Section 2.4 Expenses.
Expenses for outside professionals, including attorneys, consultants
and accountants, incurred in connection with potential investments that are not
consummated ("Broken Deals") shall be allocated to and paid by Greenbriar and
Berkshire proportionally
-5-
based on the planned ratio of investment. All other expenses incurred by
Greenbriar and Berkshire in connection with Broken Deals shall be borne by the
respective firms.
ARTICLE III
INVESTMENT PROCESS
Section 3.1 Greenbriar Investment Committee.
All decisions relating to the acquisition and disposition of
Investments by the Greenbriar Fund shall be subject to the unanimous approval of
an investment committee (the "Greenbriar Investment Committee"). The Greenbriar
Investment Committee shall be comprised of representatives of Greenbriar
(initially the Greenbriar Principals) and one representative from Berkshire to
be designated by Berkshire. Xxxx Xxxxxxxxx shall serve as Berkshire's initial
representative on the Greenbriar Investment Committee.

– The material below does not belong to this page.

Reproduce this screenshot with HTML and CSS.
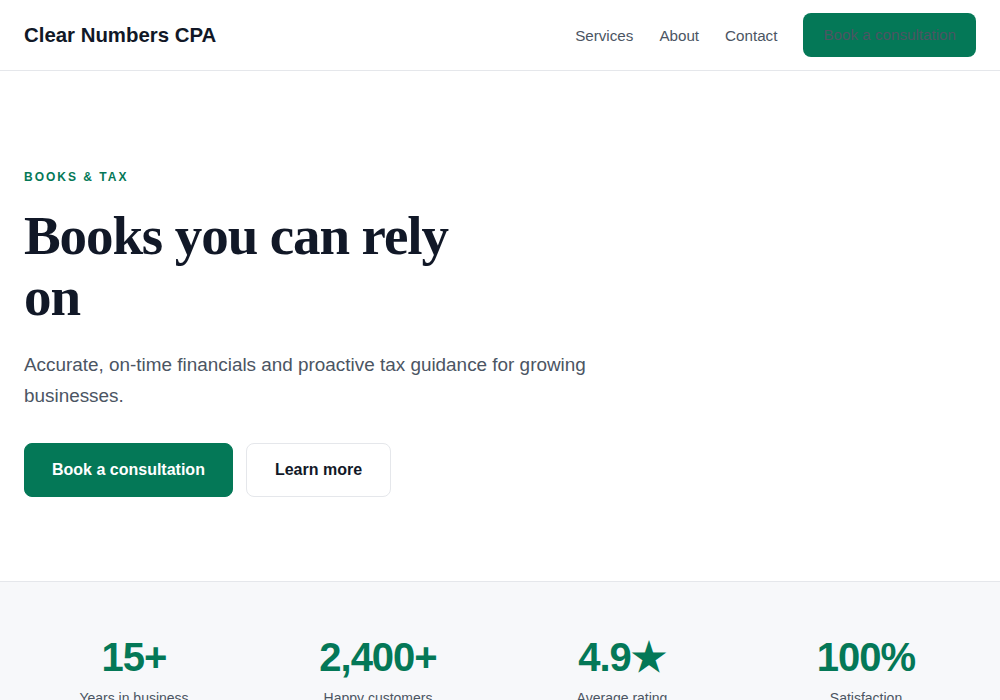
FILE: index.html
```html
<!DOCTYPE html>
<html lang="en">
<head>
    <meta charset="UTF-8">
    <meta name="viewport" content="width=device-width, initial-scale=1.0">
    <title>Clear Numbers CPA</title>
    <link rel="stylesheet" href="styles.css">
</head>
<body>
    <header class="site-header">
        <a class="logo" href="#">Clear Numbers CPA</a>
        <nav class="nav">
            <a href="#services">Services</a>
            <a href="#about">About</a>
            <a href="#contact">Contact</a>
            <a class="nav-cta" href="#book">Book a consultation</a>
        </nav>
    </header>

    <section class="hero">
        <p class="eyebrow">BOOKS &amp; TAX</p>
        <h1>Books you can rely on</h1>
        <p class="lead">Accurate, on-time financials and proactive tax guidance for growing businesses.</p>
        <div class="actions">
            <a class="btn btn-primary" href="#book">Book a consultation</a>
            <a class="btn btn-secondary" href="#services">Learn more</a>
        </div>
    </section>

    <section class="stats">
        <div class="stat">
            <div class="stat-value">15+</div>
            <div class="stat-label">Years in business</div>
        </div>
        <div class="stat">
            <div class="stat-value">2,400+</div>
            <div class="stat-label">Happy customers</div>
        </div>
        <div class="stat">
            <div class="stat-value">4.9★</div>
            <div class="stat-label">Average rating</div>
        </div>
        <div class="stat">
            <div class="stat-value">100%</div>
            <div class="stat-label">Satisfaction</div>
        </div>
    </section>
</body>
</html>
```

FILE: styles.css
```css
body {
    margin: 0;
    font-family: "Liberation Sans", Arial, sans-serif;
    color: #111827;
    background: white;
}

a {
    text-decoration: none;
}

.site-header {
    display: flex;
    align-items: center;
    justify-content: space-between;
    height: 70px;
    padding: 0 24px;
    border-bottom: 1px solid #e5e7eb;
}

.logo {
    font-size: 20.4px;
    font-weight: bold;
    color: #111827;
}

.nav {
    display: flex;
    align-items: center;
    gap: 26px;
}

.nav a {
    font-size: 15.2px;
    color: #4b5563;
}

.nav .nav-cta {
    background: #047857;
    color: #4b5563;
    padding: 12px 20px;
    line-height: 20px;
    border-radius: 8px;
}

.hero {
    padding: 99px 24px 84px;
}

.eyebrow {
    margin: 0 0 22px;
    font-size: 12px;
    line-height: 14px;
    font-weight: bold;
    letter-spacing: 2px;
    color: #047857;
}

h1 {
    margin: 0 0 23px;
    max-width: 470px;
    font-family: "Liberation Serif", "Times New Roman", serif;
    font-size: 55px;
    line-height: 1.1;
    letter-spacing: -1.1px;
    color: #111827;
}

.lead {
    margin: 0 0 31px;
    max-width: 620px;
    font-size: 18.9px;
    line-height: 1.63;
    color: #4b5563;
}

.actions {
    display: flex;
    gap: 13px;
}

.btn {
    display: inline-block;
    padding: 16px 27px;
    line-height: 20px;
    font-size: 16px;
    font-weight: bold;
    border-radius: 8px;
}

.btn-primary {
    background: #047857;
    color: white;
    border: 1px solid #047857;
}

.btn-secondary {
    padding: 16px 28px;
    background: white;
    color: #111827;
    border: 1px solid #e5e7eb;
}

.stats {
    display: grid;
    grid-template-columns: repeat(4, 1fr);
    gap: 24px;
    padding: 51px 24px 50px;
    background: #f7f8fa;
    border-top: 1px solid #e5e7eb;
}

.stat {
    text-align: center;
}

.stat-value {
    font-size: 40px;
    font-weight: bold;
    line-height: 1.2;
    letter-spacing: -1px;
    color: #047857;
}

.stat-label {
    margin-top: 9px;
    font-size: 14px;
    color: #4b5563;
}
```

Section 3.2 Evaluation of Investments.
Greenbriar and Berkshire shall investigate and evaluate investment
opportunities jointly, with both the Greenbriar Investment Committee and
Berkshire being kept up to date and apprised of developments as they occur.
Prior to any final decision by the Greenbriar Investment Committee with respect
to any potential Investment, some or all of the members of the deal team
responsible for such Investment shall make a presentation to, and shall solicit
the views of, Berkshire.
ARTICLE IV
REPRESENTATIONS AND WARRANTIES OF GREENBRIAR
Section 4.1 Organization, Powers and Good Standing.
Greenbriar is a limited liability company duly organized, validly
existing, and in good standing under the laws of the state of Delaware and has
all requisite power and authority to own and operate its properties and to carry
on its business as now conducted. Greenbriar has all requisite power and
authority to enter into this Agreement and to carry out the transactions
contemplated hereby. Greenbriar possesses all franchises, certificates,
licenses, permits and other authorizations from governmental or regulatory
authorities that are necessary in any material respect to conduct its business
as now conducted, and Greenbriar is not in violation thereof in any material
respect.
Section 4.2 Authorization of Agreements.
The execution, delivery, and performance by Greenbriar of this
Agreement has been duly authorized by all necessary company action by
Greenbriar.
-6-
Section 4.3 No Conflict.
The execution, delivery and performance by Greenbriar of this
Agreement does not and will not (i) violate any provision of federal, state or
local law or regulation applicable to Greenbriar, the organizational document of
Greenbriar, or any order, judgment, or decree of any court or other agency of
government binding on Greenbriar, (ii) conflict with, result in a breach of, or
constitute (with due notice or lapse of time or both) a default under any
material agreement of Greenbriar, or (iii) require any approval or consent of
any person or entity under any agreement to which Greenbriar is a party.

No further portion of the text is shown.